§ DATASET CONTENT
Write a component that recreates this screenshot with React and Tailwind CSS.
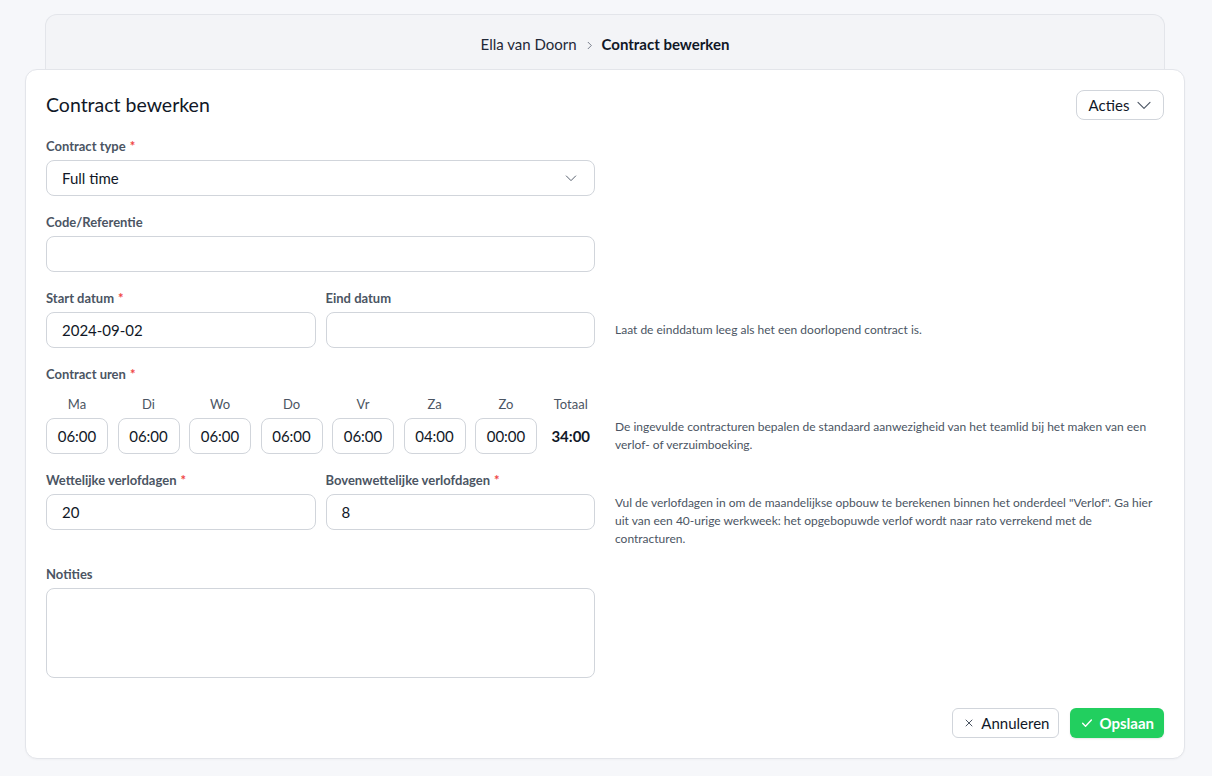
import React from 'react';

const Req = () => <span className="ml-1 text-[#ef4444]">*</span>;

const Label = ({ children, required }) => (
    <div className="mb-[6px] h-4 text-[13px] leading-4 font-bold text-[#4b5563]">
        {children}
        {required && <Req />}
    </div>
);

const Input = ({ value, className = '' }) => (
    <div className={`h-9 rounded-lg border border-[#d1d5db] bg-white px-[15px] flex items-center text-[15px] text-[#111827] ${className}`}>
        {value}
    </div>
);

const Helper = ({ children }) => (
    <div className="min-h-9 flex items-center text-[12px] leading-[18px] text-[#4b5563]">
        <p>{children}</p>
    </div>
);

const Chevron = ({ className, width = 1.6 }) => (
    <svg viewBox="0 0 24 24" fill="none" stroke="currentColor" strokeWidth={width} strokeLinecap="round" strokeLinejoin="round" className={className}>
        <path d="M4 8.5l8 8 8-8" />
    </svg>
);

const days = [
    { d: 'Ma', v: '06:00' },
    { d: 'Di', v: '06:00' },
    { d: 'Wo', v: '06:00' },
    { d: 'Do', v: '06:00' },
    { d: 'Vr', v: '06:00' },
    { d: 'Za', v: '04:00' },
    { d: 'Zo', v: '00:00' },
];

export default function App() {
    return (
        <div className="min-h-[776px] bg-[#f6f7fa] font-['Lato',sans-serif] pt-[14px]">
            {/* Breadcrumb */}
            <div className="ml-[45px] w-[1120px] h-[55px] rounded-t-xl border border-b-0 border-[#e3e5ea] bg-[#f3f4f7] flex items-center justify-center pt-[4px] gap-[7px] text-[15px] text-[#1f2937]">
                <span>Ella van Doorn</span>
                <svg viewBox="0 0 24 24" fill="none" stroke="#6b7280" strokeWidth="2" strokeLinecap="round" strokeLinejoin="round" className="w-[11px] h-[11px] mt-[2px]">
                    <path d="M9 5l7 7-7 7" />
                </svg>
                <span className="font-bold text-[#111827]">Contract bewerken</span>
            </div>

            {/* Main card */}
            <div className="ml-[25px] w-[1160px] rounded-xl border border-[#e3e5ea] bg-white px-5 pt-5 pb-5 shadow-[0_1px_2px_rgba(0,0,0,0.03)]">
                <div className="flex items-center justify-between mb-[18px]">
                    <h1 className="text-[19.5px] text-[#111827]">Contract bewerken</h1>
                    <button className="h-[30px] w-[88px] rounded-lg border border-[#d1d5db] flex items-center justify-center gap-[6px] pl-[2px] text-[15px] text-[#111827]">
                        Acties
                        <Chevron className="w-[18px] h-[18px] text-[#4b5563]" width={1.5} />
                    </button>
                </div>

                <div className="grid grid-cols-2 gap-x-5 gap-y-[18px]">
                    {/* Contract type */}
                    <div>
                        <Label required>Contract type</Label>
                        <div className="h-9 rounded-lg border border-[#d1d5db] px-[15px] flex items-center justify-between text-[15px] text-[#111827]">
                            Full time
                            <Chevron className="w-[14px] h-[14px] text-[#4b5563] mr-[1px]" />
                        </div>
                    </div>
                    <div />

                    {/* Code */}
                    <div>
                        <Label>Code/Referentie</Label>
                        <Input value="" />
                    </div>
                    <div />

                    {/* Dates */}
                    <div className="grid grid-cols-2 gap-x-[10px]">
                        <div>
                            <Label required>Start datum</Label>
                            <Input value="2024-09-02" />
                        </div>
                        <div>
                            <Label>Eind datum</Label>
                            <Input value="" />
                        </div>
                    </div>
                    <div className="pt-[22px]">
                        <Helper>Laat de einddatum leeg als het een doorlopend contract is.</Helper>
                    </div>

                    {/* Contract uren */}
                    <div>
                        <div className="mb-[14px] h-4 text-[13px] leading-4 font-bold text-[#4b5563]">
                            Contract uren<Req />
                        </div>
                        <div className="grid grid-cols-[repeat(7,62px)_1fr] gap-x-[9.5px]">
                            {days.map(x => (
                                <div key={x.d} className="flex flex-col items-center">
                                    <div className="mb-[6px] h-4 text-[13px] leading-4 text-[#4b5563]">{x.d}</div>
                                    <div className="w-full h-9 rounded-lg border border-[#d1d5db] flex items-center justify-center text-[15px] text-[#111827]">
                                        {x.v}
                                    </div>
                                </div>
                            ))}
                            <div className="flex flex-col items-center">
                                <div className="mb-[6px] h-4 text-[13px] leading-4 text-[#4b5563]">Totaal</div>
                                <div className="h-9 flex items-center text-[15px] font-bold text-[#111827]">34:00</div>
                            </div>
                        </div>
                    </div>
                    <div className="pt-[52px]">
                        <Helper>
                            De ingevulde contracturen bepalen de standaard aanwezigheid van het teamlid bij het maken van een verlof- of verzuimboeking.
                        </Helper>
                    </div>

                    {/* Verlofdagen */}
                    <div className="grid grid-cols-2 gap-x-[10px]">
                        <div>
                            <Label required>Wettelijke verlofdagen</Label>
                            <Input value="20" />
                        </div>
                        <div>
                            <Label required>Bovenwettelijke verlofdagen</Label>
                            <Input value="8" />
                        </div>
                    </div>
                    <div className="pt-[22px]">
                        <Helper>
                            Vul de verlofdagen in om de maandelijkse opbouw te berekenen binnen het onderdeel "Verlof". Ga hier uit van een 40-urige werkweek: het opgebopuwde verlof wordt naar rato verrekend met de contracturen.
                        </Helper>
                    </div>

                    {/* Notities */}
                    <div>
                        <Label>Notities</Label>
                        <div className="h-[90px] rounded-lg border border-[#d1d5db]" />
                    </div>
                    <div />
                </div>

                {/* Footer */}
                <div className="mt-[30px] flex justify-end gap-[11px]">
                    <button className="h-[30px] rounded-md border border-[#d1d5db] pl-[10px] pr-[9px] flex items-center gap-[6px] text-[15px] text-[#111827]">
                        <svg viewBox="0 0 24 24" fill="none" stroke="#4b5563" strokeWidth="2" strokeLinecap="round" className="w-3 h-3">
                            <path d="M6 6l12 12M18 6L6 18" />
                        </svg>
                        Annuleren
                    </button>
                    <button className="h-[30px] rounded-md bg-[#22cf5f] px-[10px] flex items-center gap-[5px] text-[15px] font-bold text-white shadow-[0_1px_2px_rgba(0,0,0,0.1)]">
                        <svg viewBox="0 0 24 24" fill="none" stroke="white" strokeWidth="2.4" strokeLinecap="round" strokeLinejoin="round" className="w-[14px] h-[14px]">
                            <path d="M4.5 12.5l5 5L19.5 7" />
                        </svg>
                        Opslaan
                    </button>
                </div>
            </div>
        </div>
    );
}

§ WHAT TO WORK ON
From the first line above down to the line with "const Req = ()", reproduce every line and no others, omitting pictures.

§ FULL SOLUTION
Write a component that recreates this screenshot with React and Tailwind CSS.
import React from 'react';

const Req = () => <span className="ml-1 text-[#ef4444]">*</span>;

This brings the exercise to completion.